What is a correction? Byron Goldberg says it's when you "get rid of the BS".
We like that definition. The Great Correction got rid of Wall Street's dopey derivative deals. It got rid of average houses priced at levels average people couldn't possibly pay. It got rid of trailers selling for $1m and mortgage debt based on inflated house prices.
It got rid of a lot of BS. And if it had been allowed to do its work, it would have gotten rid of a lot more BS.
Which is why 'standard economics' tries to stop corrections. Because 'standard economics' is BS.
But getting back to us, if the feds had followed our advice, where would we be now?
Let's see, probably half the big Wall Street banks and investment houses would have toppled over. They just didn't have enough cash to weather a stiff correction.
Remember what happened to Citigroup? It was America's third largest bank, "proudly serving 100 million clients in 40 countries", says the website. We also learn that it has 4,600 branch offices.
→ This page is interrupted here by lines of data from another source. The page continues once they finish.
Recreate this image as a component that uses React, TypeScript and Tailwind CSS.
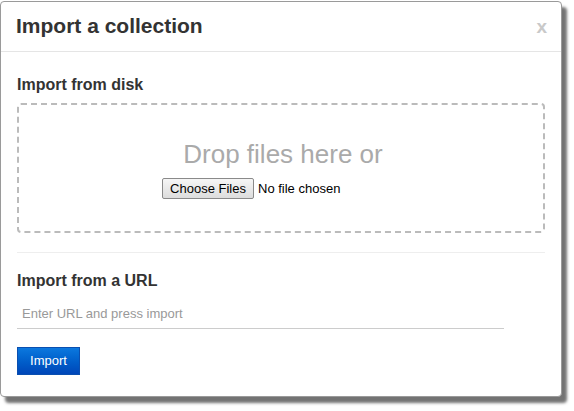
import React from "react";

export default function App() {
  return (
    <div
      className="w-[574px] h-[411px] bg-white overflow-hidden"
      style={{ fontFamily: '"Liberation Sans", Arial, sans-serif' }}
    >
      <div className="mt-[1px] w-[562px] h-[396px] bg-white border border-[#9a9a9a] rounded-[4px] shadow-[5px_6px_3px_rgba(0,0,0,0.55)] flex flex-col">
        {/* Header */}
        <div className="flex items-start justify-between pt-[12px] pb-[12px] pl-[15px] pr-[14px] border-b border-[#e5e5e5]">
          <h1 className="text-[21px] leading-[24px] font-bold text-[#333]">Import a collection</h1>
          <span className="text-[19px] leading-[24px] font-bold text-[#c9c9c9] mt-[1px]">x</span>
        </div>

        {/* Body */}
        <div className="px-[16px] pt-[23px] flex flex-col">
          <h2 className="text-[16px] leading-[20px] font-bold text-[#333]">Import from disk</h2>

          <div className="mt-[8px] h-[130px] border-2 border-dashed border-[#bbbbbb] rounded-[4px] flex flex-col items-center pt-[34px]">
            <div className="text-[26px] leading-[30px] text-[#aaaaaa] pl-[4px]">Drop files here or</div>
            <div className="mt-[9px] w-[238px] flex items-center">
              <div className="h-[21px] w-[92px] flex items-center justify-center border border-[#8a8a8a] rounded-[2px] bg-gradient-to-b from-[#f6f6f6] to-[#dddddd] text-[13px] text-black">
                Choose Files
              </div>
              <span className="ml-[4px] text-[13px] text-black">No file chosen</span>
            </div>
          </div>

          <div className="mt-[19px] h-px bg-[#eeeeee]" />

          <h2 className="mt-[18px] text-[16px] leading-[20px] font-bold text-[#333]">Import from a URL</h2>

          <div className="mt-[5px] w-[487px] h-[33px] border-b border-[#cccccc] flex items-center pl-[5px] pt-[3px]">
            <span className="text-[13px] text-[#999999]">Enter URL and press import</span>
          </div>

          <div className="mt-[18px] w-[63px] h-[28px] flex items-center justify-center border border-[#0a4fb0] bg-gradient-to-b from-[#0c78de] to-[#0046b8] text-[13px] text-white">
            Import
          </div>
        </div>
      </div>
    </div>
  );
}
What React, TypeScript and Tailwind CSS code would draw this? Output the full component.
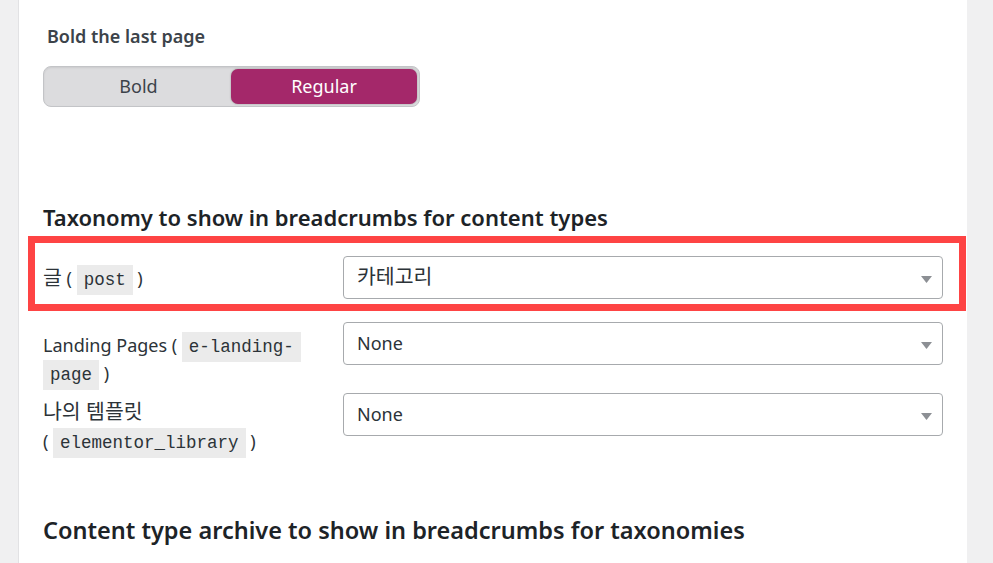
import React from "react";

type Row = {
    label: React.ReactNode;
    value: React.ReactNode;
    rowClass: string;
    labelClass: string;
};

function Code({ children }: { children: React.ReactNode }) {
    return (
        <code className="bg-[#ebebeb] px-[7px] py-[5px] text-[17.5px] leading-none text-[#2c3338] [font-family:'Liberation_Mono','DejaVu_Sans_Mono',monospace] [box-decoration-break:clone]">
            {children}
        </code>
    );
}

function Ko({ children }: { children: React.ReactNode }) {
    return <span className="text-[20.5px] leading-none">{children}</span>;
}

function Select({ value }: { value: React.ReactNode }) {
    return (
        <div className="flex h-[43px] w-[600px] shrink-0 items-center justify-between rounded-[4px] border border-[#a7aaad] bg-white pl-[13px] pr-[10px]">
            <span className="text-[18px] text-[#2c3338]">{value}</span>
            <svg width="11" height="7" viewBox="0 0 11 7" className="mt-[4px]">
                <path d="M0 0h11L5.5 7z" fill="#8c8f94" />
            </svg>
        </div>
    );
}

const rows: Row[] = [
    {
        label: (
            <>
                <Ko>글</Ko> (&nbsp;<Code>post</Code> )
            </>
        ),
        value: <Ko>카테고리</Ko>,
        rowClass: "flex items-center",
        labelClass: "leading-[28px]",
    },
    {
        label: (
            <>
                Landing Pages (&nbsp;<Code>e-landing-page</Code> )
            </>
        ),
        value: "None",
        rowClass: "mt-[23px] flex items-start",
        labelClass: "pt-[9px] leading-[28px]",
    },
    {
        label: (
            <>
                <Ko>나의 템플릿</Ko> (&nbsp;<Code>elementor_library</Code> )
            </>
        ),
        value: "None",
        rowClass: "mt-[6px] flex items-start",
        labelClass: "pt-[5px] leading-[29px]",
    },
];

export default function App() {
    return (
        <div className="flex h-[563px] w-full overflow-hidden bg-[#f0f0f1] pl-[18px] pr-[26px] [font-family:'Noto_Sans','Noto_Sans_CJK_KR',sans-serif]">
            <div className="flex-1 border-l border-[#e2e2e4] bg-white pl-[24px] pt-[22px]">
                <h4 className="pl-[4px] text-[18px] font-semibold leading-[28px] text-[#3c434a]">
                    Bold the last page
                </h4>

                <div className="mt-[16px] flex h-[41px] w-[377px] items-center rounded-[8px] border border-[#c3c4c7] bg-[#dcdcde] p-[2px] shadow-[inset_0_1px_2px_rgba(0,0,0,0.08)]">
                    <div className="flex h-full flex-1 items-center justify-center text-[18px] text-[#3c434a]">
                        Bold
                    </div>
                    <div className="flex h-full w-[186px] items-center justify-center rounded-[7px] bg-[#a4286a] text-[18px] text-white shadow-[0_0_2px_rgba(0,0,0,0.35)]">
                        Regular
                    </div>
                </div>

                <h2 className="mt-[95px] text-[22px] font-semibold leading-[30px] text-[#1d2327]">
                    Taxonomy to show in breadcrumbs for content types
                </h2>

                <div className="relative mt-[24px] flex flex-col">
                    {rows.map((row, i) => (
                        <div key={i} className={row.rowClass}>
                            <div
                                className={
                                    "w-[300px] shrink-0 pr-[44px] text-[18px] text-[#2c3338] " +
                                    row.labelClass
                                }
                            >
                                {row.label}
                            </div>
                            <Select value={row.value} />
                        </div>
                    ))}
                    <div className="pointer-events-none absolute left-[-15px] top-[-20px] h-[75px] w-[938px] border-[7px] border-[#fe4444]" />
                </div>

                <h2 className="mt-[59px] text-[23.5px] font-semibold leading-[30px] text-[#1d2327]">
                    Content type archive to show in breadcrumbs for taxonomies
                </h2>
            </div>
        </div>
    );
}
What it lacked, however, was money. With equity less than 4% of its assets, it barely survived the mini-crisis of 1990-1991. Come the big crisis of '08-'09 and Citi should have gone under along with hundreds of other reckless companies.
Oh, can you imagine the wailing, the weeping, the gnashing of teeth. The outrage on the part of Paul Krugman, Joseph Stiglitz, Ben Bernanke and the rest of the meddlers! Seeing so much of their BS flushed away, they would have been horrified.
But that would have happened in 2009. What would have happened in 2010? In 2011? And 2012? Instead of spending years and trillions of dollars trying to keep the zombies alive, clever entrepreneurs and out-of-luck zombies would have spent the last three years re-building.
And what about the debt? There'd be a lot less of it. Because our plan would have balanced the budget even as tax revenues fell. Talk about BS removal! In order to balance the budget a third of spending would have had to be cut.
You can imagine the howls of protest!
A normal Treasury Secretary, trained in 'standard economics', would have cringed, printed more dollars and rushed to succour them. To us, on the other hand, the zombie whines would have been a pleasant sound, like listening to Willie Nelson singing "Blue Eyes Crying in the Rain".